The Company relies, in part, on the prior decision of Arbitrator Weatherill in CROA 284. That case concerned the reduction of mail room staff in the Saint John’s operations of the Canadian National Railway. The arbitrator rejected the contention of the union that notice under article 8 of the Job Security Agreement was owing in that case. He reasoned that what transpired was a reduction in service, and not an operational change. The following comments appear to express the rationale for the award:
The organizational or operational change, if any would appear to have been in the reduction of mail deliveries. This is, as is the abolition of a position, a change of “operations” in a narrow sense, but it is not necessarily an “operational change” of the sort referred to in Article VIII of the Job Security Agreement. The collective agreement itself contemplates a number of situations in which there may be such changes, and providing for the rights of employees in such cases, which clearly do not involve the special provisions of Article VIII. Here, the company simply found that the work it had to do could be done by fewer employees. There was no longer a need for as many mail deliveries per day. There is no evidence of any special circumstance which would take this out of the area of “normal reassignment of duties” referred to in Article VIII (5).
It is, of course, well established that an employer is, absent contrary language in a collective agreement, entitled to exercise its own discretion as to whether a vacant position should be declared, or if one exists, whether it should be filled. In this regard the Company stresses the provisions of article 4.01 of the instant collective agreement which are as follows:
4.01 All vacancies for a known duration of sixty calendar days or more which the Company requires to be filled shall be bulletined promptly to all employees over the seniority district. …
The Arbitrator must agree with the Company that the language of the above provision, consistent with many comparable agreements in the field, reflects the understanding that it is for the Company to determine whether it is necessary to fill a given vacancy. The evidence before me is manifest that the decision not to fill the vacancy created by the initial dismissal of Constable Moore was made, arguably, as early as November of 1993, and certainly was well in place at the time of his reinstatement. There is little in the material or the evidence before me to suggest other than a decision by the Company to continue its operations in the same manner, albeit with a reduced complement of constables. To put the matter differently, the Company was in a position similar to that in which it would find itself if it had decided to lay off a constable because it considered that the work in question could be performed by one less staff member.

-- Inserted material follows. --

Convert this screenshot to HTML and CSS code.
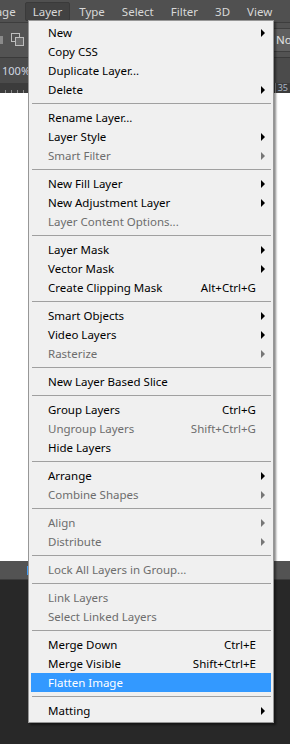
FILE: index.html
```html
<!DOCTYPE html>
<html lang="en">
  <head>
    <meta charset="UTF-8">
    <meta name="viewport" content="width=device-width, initial-scale=1.0">
    <title>Layer menu</title>
    <link rel="stylesheet" href="styles.css">
  </head>
  <body>
    <div class="app">
      <div class="menubar">
        <span class="menubar-item">Image</span>
        <span class="menubar-item open">Layer</span>
        <span class="menubar-item">Type</span>
        <span class="menubar-item">Select</span>
        <span class="menubar-item">Filter</span>
        <span class="menubar-item">3D</span>
        <span class="menubar-item">View</span>
      </div>

      <div class="options-bar">
        <span class="opt-stub"></span>
        <svg class="opt-icon" width="14" height="14" viewBox="0 0 14 14">
          <rect x="0.5" y="0.5" width="8" height="8" fill="none" stroke="#bdbdbd"/>
          <rect x="4.5" y="4.5" width="8" height="8" fill="#6a6a6a" stroke="#bdbdbd"/>
        </svg>
        <span class="opt-spacer"></span>
        <span class="blend-select">No</span>
      </div>

      <div class="doc-tabs">
        <span class="zoom-level">100%</span>
      </div>

      <div class="ruler">
        <span class="ruler-ticks"></span>
        <span class="ruler-label">35</span>
      </div>

      <div class="canvas"></div>

      <div class="panel-head">
        <span class="panel-mark"></span>
      </div>

      <div class="dock"></div>

      <div class="menu">
        <div class="menu-item">New<span></span><i class="arrow"></i></div>
        <div class="menu-item">Copy CSS<span></span><i></i></div>
        <div class="menu-item">Duplicate Layer...<span></span><i></i></div>
        <div class="menu-item">Delete<span></span><i class="arrow"></i></div>
        <div class="menu-sep"></div>
        <div class="menu-item">Rename Layer...<span></span><i></i></div>
        <div class="menu-item">Layer Style<span></span><i class="arrow"></i></div>
        <div class="menu-item disabled">Smart Filter<span></span><i class="arrow"></i></div>
        <div class="menu-sep"></div>
        <div class="menu-item">New Fill Layer<span></span><i class="arrow"></i></div>
        <div class="menu-item">New Adjustment Layer<span></span><i class="arrow"></i></div>
        <div class="menu-item disabled">Layer Content Options...<span></span><i></i></div>
        <div class="menu-sep"></div>
        <div class="menu-item">Layer Mask<span></span><i class="arrow"></i></div>
        <div class="menu-item">Vector Mask<span></span><i class="arrow"></i></div>
        <div class="menu-item">Create Clipping Mask<span class="shortcut">Alt+Ctrl+G</span><i></i></div>
        <div class="menu-sep"></div>
        <div class="menu-item">Smart Objects<span></span><i class="arrow"></i></div>
        <div class="menu-item">Video Layers<span></span><i class="arrow"></i></div>
        <div class="menu-item disabled">Rasterize<span></span><i class="arrow"></i></div>
        <div class="menu-sep"></div>
        <div class="menu-item">New Layer Based Slice<span></span><i></i></div>
        <div class="menu-sep"></div>
        <div class="menu-item">Group Layers<span class="shortcut">Ctrl+G</span><i></i></div>
        <div class="menu-item disabled">Ungroup Layers<span class="shortcut">Shift+Ctrl+G</span><i></i></div>
        <div class="menu-item">Hide Layers<span></span><i></i></div>
        <div class="menu-sep"></div>
        <div class="menu-item">Arrange<span></span><i class="arrow"></i></div>
        <div class="menu-item disabled">Combine Shapes<span></span><i class="arrow"></i></div>
        <div class="menu-sep"></div>
        <div class="menu-item disabled">Align<span></span><i class="arrow"></i></div>
        <div class="menu-item disabled">Distribute<span></span><i class="arrow"></i></div>
        <div class="menu-sep"></div>
        <div class="menu-item disabled">Lock All Layers in Group...<span></span><i></i></div>
        <div class="menu-sep"></div>
        <div class="menu-item disabled">Link Layers<span></span><i></i></div>
        <div class="menu-item disabled">Select Linked Layers<span></span><i></i></div>
        <div class="menu-sep"></div>
        <div class="menu-item">Merge Down<span class="shortcut">Ctrl+E</span><i></i></div>
        <div class="menu-item">Merge Visible<span class="shortcut">Shift+Ctrl+E</span><i></i></div>
        <div class="menu-item selected">Flatten Image<span></span><i></i></div>
        <div class="menu-sep"></div>
        <div class="menu-item">Matting<span></span><i class="arrow"></i></div>
      </div>
    </div>
  </body>
</html>
```

FILE: styles.css
```css
html,
body {
  margin: 0;
  padding: 0;
}

body {
  font-family:
    "Segoe UI",
    "Noto Sans",
    sans-serif;
  font-size: 11.5px;
  background: #282828;
  overflow: hidden;
}

.app {
  position: relative;
  width: 290px;
  height: 744px;
  display: flex;
  flex-direction: column;
}

/* top application menu bar */

.menubar {
  height: 22px;
  background: #505050;
  display: flex;
  align-items: center;
  margin-left: -27px;
  color: #d8d8d8;
  white-space: nowrap;
}

.menubar-item {
  padding: 0 7px;
  margin-right: 1px;
  height: 19px;
  line-height: 17px;
  border: 1px solid transparent;
  box-sizing: border-box;
}

.menubar-item.open {
  background: #424242;
  border-color: #3a3a3a;
  border-radius: 2px;
}

/* tool options */

.options-bar {
  height: 34px;
  background: #535353;
  border-top: 1px solid #3d3d3d;
  border-bottom: 1px solid #3a3a3a;
  display: flex;
  align-items: center;
  gap: 8px;
}

.opt-stub {
  width: 3px;
  height: 8px;
  background: #8a8a8a;
}

.opt-spacer {
  flex: 1;
}

.blend-select {
  width: 14px;
  height: 22px;
  line-height: 22px;
  padding-left: 4px;
  background: #5f5f5f;
  border: 1px solid #3f3f3f;
  border-right: none;
  color: #e4e4e4;
  box-sizing: content-box;
  overflow: hidden;
}

.doc-tabs {
  height: 25px;
  background: #4b4b4b;
  display: flex;
  align-items: center;
  padding-left: 2px;
}

.zoom-level {
  color: #d0d6e0;
  font-size: 11px;
}

.ruler {
  height: 10px;
  background: #3c3c3c;
  display: flex;
  align-items: flex-end;
  justify-content: space-between;
}

.ruler-ticks {
  width: 28px;
  height: 3px;
  background: repeating-linear-gradient(90deg, transparent 0 5px, #8a8a8a 5px 6px);
}

.ruler-label {
  color: #a9b4c4;
  font-size: 9px;
  line-height: 10px;
  padding-right: 2px;
  border-left: 1px solid #8a8a8a;
  padding-left: 2px;
}

.canvas {
  height: 468px;
  background: #fff;
}

.panel-head {
  height: 18px;
  background: #535353;
  border-bottom: 1px solid #3c3c3c;
  display: flex;
  align-items: center;
}

.panel-mark {
  width: 2px;
  height: 9px;
  margin-left: 27px;
  background: #3f9cf7;
}

.dock {
  flex: 1;
  background: #282828;
}

/* the open dropdown */

.menu {
  position: absolute;
  left: 28px;
  top: 20px;
  width: 246px;
  padding: 2px;
  box-sizing: border-box;
  background: #f0f0f0;
  border: 1px solid #979797;
  box-shadow: 2px 2px 2px rgba(0, 0, 0, 0.45);
  color: #000;
}

.menu-item {
  height: 19px;
  line-height: 19px;
  display: grid;
  grid-template-columns: 1fr auto 15px;
  align-items: center;
  padding-left: 17px;
  white-space: nowrap;
}

.menu-item.disabled {
  color: #6d6d6d;
}

.menu-item.selected {
  background: #3399ff;
  color: #fff;
}

.menu-item i {
  display: block;
  width: 0;
  height: 0;
}

.menu-item i.arrow {
  margin-left: 5px;
  border-left: 4px solid #000;
  border-top: 4px solid transparent;
  border-bottom: 4px solid transparent;
}

.menu-item.disabled i.arrow {
  border-left-color: #777;
}

.menu-sep {
  height: 9px;
  display: flex;
  align-items: center;
  padding-left: 1px;
}

.menu-sep::after {
  content: "";
  flex: 1;
  height: 1px;
  background: #a0a0a0;
}
```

In the Arbitrator’s view it cannot be argued that the layoff of an employee, under the terms of the collective agreement, is of itself tantamount to an operational or organizational change. Article 5 of the collective agreement contemplates employees being laid off and makes specific provision for a four-day period of notice in that circumstance. This is plainly to be distinguished from the very different notice of 120 days provided in the article 8.1 of the Job Security Agreement, and the related procedures which attach to it. On the whole, I am compelled to conclude that the Company as entitled to allow the position previously held by Mr. Moore at Vancouver to remain unfilled and vacant, and to do so without being taken to have implemented an operational or organizational change, provided that what was involved was a general reduction of the work, in a manner consistent with the reasoning reflected in CROA 284. On the evidence before me there is nothing to substantiate any different basis for the decision of the Employer.
The Arbitrator appreciates the frustration felt by the Association, and the suspicion which its representatives attach to the coincidence in time between the decision not to fill the vacancy created by Constable Moore’s dismissal, and the institution of substantial work force reductions, officially communicated to the Association by way of notice in April of 1995. However, there was a hiatus of some two years. On the evidence before me it appears that the Company’s decision in respect of not filling the vacancy created by Constable Moore’s dismissal began to be implemented immediately with his removal from the workplace, in November of 1993. On balance, it would appear that the Employer considered, on reasonable grounds, that at that point there was not sufficient work to justify replacing Constable Moore, or to put it differently, filling the vacancy which his dismissal created. The fact that the Company’s position did not change at the time of his reinstatement would not, of itself, change the essential nature of what transpired at that time.
It is, of course, arguable that the Company was, in any event, under an obligation to give the Association the four working days notice in advance of a decision to effectively eliminate a staff position in Vancouver, by its decision not to fill the vacancy left by the removal of Constable Moore, having regard to the general terms of article 5.02 of the collective agreement. It may also be true, however, that the Company could make a case that it has latitude to leave vacant positions open for extensive periods of time, and that to do so is not tantamount to the elimination of a position as contemplated under that article. Whatever its merits, that debate is not before the Arbitrator to resolve, as it does not fall within the ambit of the Joint Statement of Issue. The sole issue presented for me to resolve is whether the Company in fact implemented a technological, operational or organizational change in its decision not to fill the vacancy at Vancouver created by the initial discharge of Constable Moore. For the reasons related above, I am compelled to conclude that the reduction of one position in the circumstances disclosed, or to put it differently, the decision not the fill the vacancy left upon the dismissal of Constable Moore, cannot be characterized as an occupational or organizational change as that concept is defined under the Job Security Agreement.
Clearly there was no reduction of plant or plant capacity nor any change in the manner, method, procedure or organizational structure in place at Port Coquitlam or Vancouver which occasioned the change in question. Nor is there any evidence of any permanent or permanent partial shutdown of operations or any installation, or removal of excess plant capacity. Very simply, it appears that the Company made the judgement that the volume of work was such that it could be performed by one less staff member. Such a decision, standing alone, does not amount to an operational or organizational change. That is not to say, however, that in the interests of more positive industrial relations, it would not have been appropriate for the Employer to give some fuller explanation to the Association of its thinking in respect of staffing at Vancouver, especially since it appears that that has been the general practice between the parties over the years, even when a particular change might not be qualified as operational or organizational. It can be hoped that better communications in this regard will be maintained in the future.
For all of the foregoing reasons the grievance must be dismissed.